In this post, I present three ways to tune parameters with tidymodels and provide example codes. Most examples of tidymodels I have seen so far have not included dials in modelling. While dials is not required, it is helpful in parameter tuning.


Overview

I use tidymodels for the demonstration, including rsample for splitting data, parsnip for modelling, workflow for bundling the process, tune for tuning, and dials for parameter management. If you’re reading this, I assume you have some knowledge of tidymodels. Overall, there are three ways to work with parameters (that I know):

  1. Apply default values in parsnip
  2. Use tune to create a tuning grid and cross-validate parsnip model
  3. Create a tuning grid with dials to be used by tune to cross-validate parsnip model

I always stress this in my post, but I will do it again here: this is by no means an exhaustive guide. Data Science, as well as tidymodels, is continuously evolving and changing. I am sharing what I have learnt so far and hopefully, helping people to understand how to use these libraries. Please let me know if you have any questions or if you find this article helpful.


Import Data

I used the penguins¹ dataset included in tidymodels. After dropping rows with NA values and excluded the "island" feature, it has 344 rows and 7 columns. The dataset is relatively small but has a mix of nominal and numerical variables. The target variable is body_mass_g, which is numerical, making this a regression task.

library(tidymodels)
data("penguins")
penguins <- penguins %>%
  select(-island) %>%
  drop_na() 
penguins %>% glimpse() 
## Rows: 344
## Columns: 7
## $ species           <fct> Adelie, Adelie, Adelie, Adelie, Adelie...
## $ island            <fct> Torgersen, Torgersen, Torgersen...
## $ bill_length_mm    <dbl> 39.1, 39.5, 40.3, 36.7, 39.3, 38.9, ...
## $ bill_depth_mm     <dbl> 18.7, 17.4, 18.0, 19.3, 20.6, 17.8,...
## $ flipper_length_mm <int> 181, 186, 195, NA, 193, 190, 181, 195,...
## $ body_mass_g       <int> 3750, 3800, 3250, NA, 3450, 3650, 3625...
## $ sex               <fct> male, female, female, NA, female, male...

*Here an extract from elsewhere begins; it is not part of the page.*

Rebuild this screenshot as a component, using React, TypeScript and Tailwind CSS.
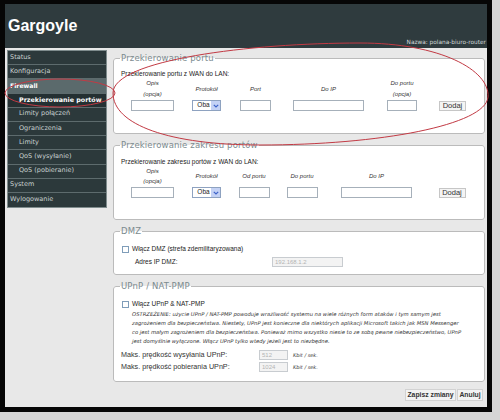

As the goal is to demonstrate the various approaches for parameter tuning, I am not doing exploratory data analysis, preprocess, feature engineering, and other works that typically are performed in a Machine Learning project. Here, I split the data into training and testing, and I set up 5-fold cross-validation with 2 repetitions.

set.seed(300)
split <- initial_split(penguins, prop = 0.75)
penguins_train <- training(split)
penguins_test <- testing(split)
folds_5 <- vfold_cv(penguins_train, v = 5, repeats = 2)

Create a random forest model

I usually need to consider the project goal, data type, and other factors before shortlisting model options. Here, I decide to use the random forest because it has several parameters and I like it.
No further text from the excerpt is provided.